## PROVIDED DATA
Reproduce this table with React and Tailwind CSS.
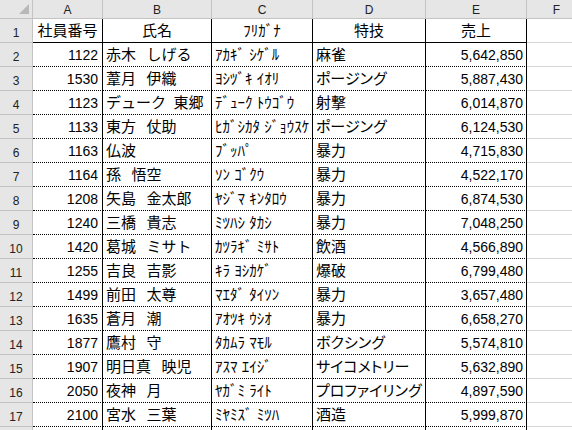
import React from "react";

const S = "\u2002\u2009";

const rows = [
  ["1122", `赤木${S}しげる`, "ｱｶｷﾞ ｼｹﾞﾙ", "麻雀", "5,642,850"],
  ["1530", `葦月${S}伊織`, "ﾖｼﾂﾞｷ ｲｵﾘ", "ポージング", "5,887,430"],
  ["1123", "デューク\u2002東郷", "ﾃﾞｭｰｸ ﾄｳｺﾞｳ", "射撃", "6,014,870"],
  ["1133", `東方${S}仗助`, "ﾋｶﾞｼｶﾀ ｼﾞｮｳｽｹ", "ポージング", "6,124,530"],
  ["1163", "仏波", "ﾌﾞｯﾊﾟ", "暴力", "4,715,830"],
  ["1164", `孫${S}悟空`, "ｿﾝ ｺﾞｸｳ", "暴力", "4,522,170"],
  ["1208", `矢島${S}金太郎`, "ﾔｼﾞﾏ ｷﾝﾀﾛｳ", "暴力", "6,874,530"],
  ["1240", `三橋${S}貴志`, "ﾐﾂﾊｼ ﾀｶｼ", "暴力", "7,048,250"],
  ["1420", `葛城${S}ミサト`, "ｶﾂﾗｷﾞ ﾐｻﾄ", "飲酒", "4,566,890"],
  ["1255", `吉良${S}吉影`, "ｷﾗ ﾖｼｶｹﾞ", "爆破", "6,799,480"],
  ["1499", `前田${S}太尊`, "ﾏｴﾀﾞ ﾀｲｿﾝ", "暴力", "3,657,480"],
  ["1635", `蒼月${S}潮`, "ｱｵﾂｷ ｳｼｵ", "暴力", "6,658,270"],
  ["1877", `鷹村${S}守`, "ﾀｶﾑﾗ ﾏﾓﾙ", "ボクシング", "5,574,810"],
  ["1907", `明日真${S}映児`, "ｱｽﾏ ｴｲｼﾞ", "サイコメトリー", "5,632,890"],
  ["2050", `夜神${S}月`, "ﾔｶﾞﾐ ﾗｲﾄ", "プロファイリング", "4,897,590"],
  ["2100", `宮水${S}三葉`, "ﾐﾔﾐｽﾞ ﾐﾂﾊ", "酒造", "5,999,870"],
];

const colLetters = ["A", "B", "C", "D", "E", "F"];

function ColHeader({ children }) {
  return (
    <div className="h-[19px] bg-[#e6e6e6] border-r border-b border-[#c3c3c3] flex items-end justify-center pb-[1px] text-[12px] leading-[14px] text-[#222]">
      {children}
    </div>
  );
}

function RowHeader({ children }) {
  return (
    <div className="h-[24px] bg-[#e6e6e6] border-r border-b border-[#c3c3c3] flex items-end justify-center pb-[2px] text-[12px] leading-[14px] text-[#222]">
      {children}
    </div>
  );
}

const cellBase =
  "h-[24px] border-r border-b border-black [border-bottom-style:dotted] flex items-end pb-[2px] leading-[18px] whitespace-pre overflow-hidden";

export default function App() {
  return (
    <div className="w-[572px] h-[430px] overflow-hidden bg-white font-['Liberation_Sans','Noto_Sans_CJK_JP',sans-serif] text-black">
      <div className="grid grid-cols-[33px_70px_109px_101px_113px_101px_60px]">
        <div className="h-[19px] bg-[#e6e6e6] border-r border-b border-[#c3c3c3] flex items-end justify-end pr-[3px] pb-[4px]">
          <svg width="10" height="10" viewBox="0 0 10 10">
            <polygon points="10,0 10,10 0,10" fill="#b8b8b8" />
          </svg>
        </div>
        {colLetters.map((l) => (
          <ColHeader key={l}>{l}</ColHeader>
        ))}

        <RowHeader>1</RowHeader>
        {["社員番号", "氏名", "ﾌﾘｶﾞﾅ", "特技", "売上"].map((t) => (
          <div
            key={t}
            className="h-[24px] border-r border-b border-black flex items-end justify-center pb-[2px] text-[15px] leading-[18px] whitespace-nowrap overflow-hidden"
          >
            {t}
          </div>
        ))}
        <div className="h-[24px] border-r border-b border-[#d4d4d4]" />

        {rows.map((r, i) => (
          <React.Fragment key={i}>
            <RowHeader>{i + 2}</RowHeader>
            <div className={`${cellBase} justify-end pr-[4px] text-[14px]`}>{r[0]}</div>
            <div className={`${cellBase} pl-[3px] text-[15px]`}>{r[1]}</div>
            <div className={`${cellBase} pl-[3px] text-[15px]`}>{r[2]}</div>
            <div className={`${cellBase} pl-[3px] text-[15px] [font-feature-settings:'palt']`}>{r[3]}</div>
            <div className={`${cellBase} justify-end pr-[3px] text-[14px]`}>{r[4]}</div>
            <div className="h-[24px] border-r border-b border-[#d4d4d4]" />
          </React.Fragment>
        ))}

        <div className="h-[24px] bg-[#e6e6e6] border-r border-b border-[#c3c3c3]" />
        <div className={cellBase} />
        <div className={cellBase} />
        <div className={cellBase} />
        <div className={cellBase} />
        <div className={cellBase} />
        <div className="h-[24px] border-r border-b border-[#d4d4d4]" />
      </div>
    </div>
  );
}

## GOAL
Make an exact copy of the listing above. Do not include the pictures.

## COMPLETED TASK
Reproduce this table with React and Tailwind CSS.
import React from "react";

const S = "\u2002\u2009";

const rows = [
  ["1122", `赤木${S}しげる`, "ｱｶｷﾞ ｼｹﾞﾙ", "麻雀", "5,642,850"],
  ["1530", `葦月${S}伊織`, "ﾖｼﾂﾞｷ ｲｵﾘ", "ポージング", "5,887,430"],
  ["1123", "デューク\u2002東郷", "ﾃﾞｭｰｸ ﾄｳｺﾞｳ", "射撃", "6,014,870"],
  ["1133", `東方${S}仗助`, "ﾋｶﾞｼｶﾀ ｼﾞｮｳｽｹ", "ポージング", "6,124,530"],
  ["1163", "仏波", "ﾌﾞｯﾊﾟ", "暴力", "4,715,830"],
  ["1164", `孫${S}悟空`, "ｿﾝ ｺﾞｸｳ", "暴力", "4,522,170"],
  ["1208", `矢島${S}金太郎`, "ﾔｼﾞﾏ ｷﾝﾀﾛｳ", "暴力", "6,874,530"],
  ["1240", `三橋${S}貴志`, "ﾐﾂﾊｼ ﾀｶｼ", "暴力", "7,048,250"],
  ["1420", `葛城${S}ミサト`, "ｶﾂﾗｷﾞ ﾐｻﾄ", "飲酒", "4,566,890"],
  ["1255", `吉良${S}吉影`, "ｷﾗ ﾖｼｶｹﾞ", "爆破", "6,799,480"],
  ["1499", `前田${S}太尊`, "ﾏｴﾀﾞ ﾀｲｿﾝ", "暴力", "3,657,480"],
  ["1635", `蒼月${S}潮`, "ｱｵﾂｷ ｳｼｵ", "暴力", "6,658,270"],
  ["1877", `鷹村${S}守`, "ﾀｶﾑﾗ ﾏﾓﾙ", "ボクシング", "5,574,810"],
  ["1907", `明日真${S}映児`, "ｱｽﾏ ｴｲｼﾞ", "サイコメトリー", "5,632,890"],
  ["2050", `夜神${S}月`, "ﾔｶﾞﾐ ﾗｲﾄ", "プロファイリング", "4,897,590"],
  ["2100", `宮水${S}三葉`, "ﾐﾔﾐｽﾞ ﾐﾂﾊ", "酒造", "5,999,870"],
];

const colLetters = ["A", "B", "C", "D", "E", "F"];

function ColHeader({ children }) {
  return (
    <div className="h-[19px] bg-[#e6e6e6] border-r border-b border-[#c3c3c3] flex items-end justify-center pb-[1px] text-[12px] leading-[14px] text-[#222]">
      {children}
    </div>
  );
}

function RowHeader({ children }) {
  return (
    <div className="h-[24px] bg-[#e6e6e6] border-r border-b border-[#c3c3c3] flex items-end justify-center pb-[2px] text-[12px] leading-[14px] text-[#222]">
      {children}
    </div>
  );
}

const cellBase =
  "h-[24px] border-r border-b border-black [border-bottom-style:dotted] flex items-end pb-[2px] leading-[18px] whitespace-pre overflow-hidden";

export default function App() {
  return (
    <div className="w-[572px] h-[430px] overflow-hidden bg-white font-['Liberation_Sans','Noto_Sans_CJK_JP',sans-serif] text-black">
      <div className="grid grid-cols-[33px_70px_109px_101px_113px_101px_60px]">
        <div className="h-[19px] bg-[#e6e6e6] border-r border-b border-[#c3c3c3] flex items-end justify-end pr-[3px] pb-[4px]">
          <svg width="10" height="10" viewBox="0 0 10 10">
            <polygon points="10,0 10,10 0,10" fill="#b8b8b8" />
          </svg>
        </div>
        {colLetters.map((l) => (
          <ColHeader key={l}>{l}</ColHeader>
        ))}

        <RowHeader>1</RowHeader>
        {["社員番号", "氏名", "ﾌﾘｶﾞﾅ", "特技", "売上"].map((t) => (
          <div
            key={t}
            className="h-[24px] border-r border-b border-black flex items-end justify-center pb-[2px] text-[15px] leading-[18px] whitespace-nowrap overflow-hidden"
          >
            {t}
          </div>
        ))}
        <div className="h-[24px] border-r border-b border-[#d4d4d4]" />

        {rows.map((r, i) => (
          <React.Fragment key={i}>
            <RowHeader>{i + 2}</RowHeader>
            <div className={`${cellBase} justify-end pr-[4px] text-[14px]`}>{r[0]}</div>
            <div className={`${cellBase} pl-[3px] text-[15px]`}>{r[1]}</div>
            <div className={`${cellBase} pl-[3px] text-[15px]`}>{r[2]}</div>
            <div className={`${cellBase} pl-[3px] text-[15px] [font-feature-settings:'palt']`}>{r[3]}</div>
            <div className={`${cellBase} justify-end pr-[3px] text-[14px]`}>{r[4]}</div>
            <div className="h-[24px] border-r border-b border-[#d4d4d4]" />
          </React.Fragment>
        ))}

        <div className="h-[24px] bg-[#e6e6e6] border-r border-b border-[#c3c3c3]" />
        <div className={cellBase} />
        <div className={cellBase} />
        <div className={cellBase} />
        <div className={cellBase} />
        <div className={cellBase} />
        <div className="h-[24px] border-r border-b border-[#d4d4d4]" />
      </div>
    </div>
  );
}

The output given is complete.